Das Gesamtbild: Noch tragfähig, aber nicht auf ewig

  • Der globale durchschnittliche ERoEI von Öl liegt heute laut Studien unter 20:1, mit weiter sinkender Tendenz.
  • Viele neu erschlossene Quellen (z. B. Schieferöl, Tiefsee) bewegen sich bereits im Bereich von 4–7:1.
  • Wirtschaftlich geht das derzeit noch gut – aber energetisch bedeutet es einen schrumpfenden Nettoüberschuss.

Technologie kann den Rückgang abfedern, aber nicht umkehren. Der ERoEI verhält sich wie ein Tachometer: Selbst wenn wir die Straße besser asphaltiert haben (Technik), wird die Steigung nicht flacher – wir verbrauchen mehr Energie, um voranzukommen.
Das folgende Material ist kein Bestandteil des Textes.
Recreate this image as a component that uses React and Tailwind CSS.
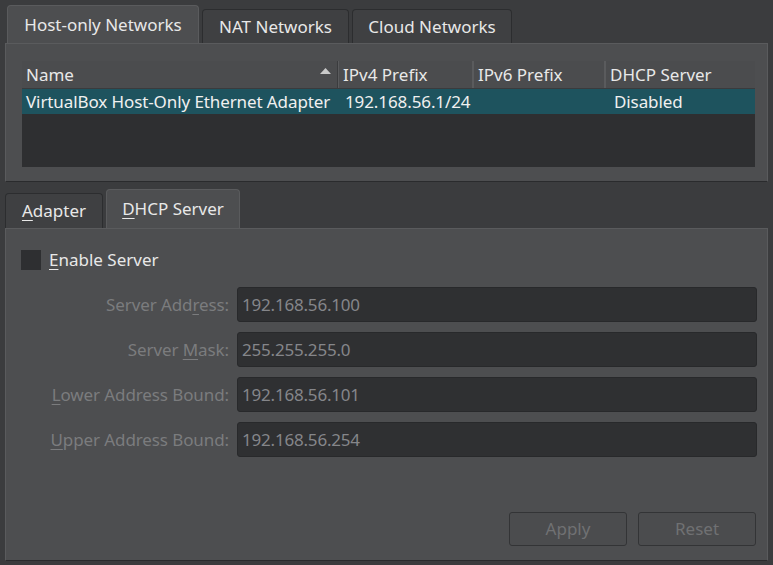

Und trotzdem: Es gibt auch gute Nachrichten

Moderne Fördertechnik, Digitalisierung und neue Energiemix-Strategien (z. B. Kombi aus Solar und Öl) verlängern die Lebensdauer bestehender Quellen. Und sie machen es möglich, auch Felder wirtschaftlich zu nutzen, die früher unrentabel gewesen wären.
Die spannende Frage lautet nicht: „Wie lange reicht es noch?“ – sondern: Wie gehen wir mit dem verbleibenden Spielraum um? Der sinkende ERoEI mahnt zur Weitsicht, nicht zur Panik. Er erinnert uns daran, dass Effizienz und Übergang zu alternativen Energien keine Lifestyle-Option sind, sondern eine schlaue strategische Entscheidung.

Oder anders gesagt: Wir haben noch Zeit. Aber wir sollten sie nutzen.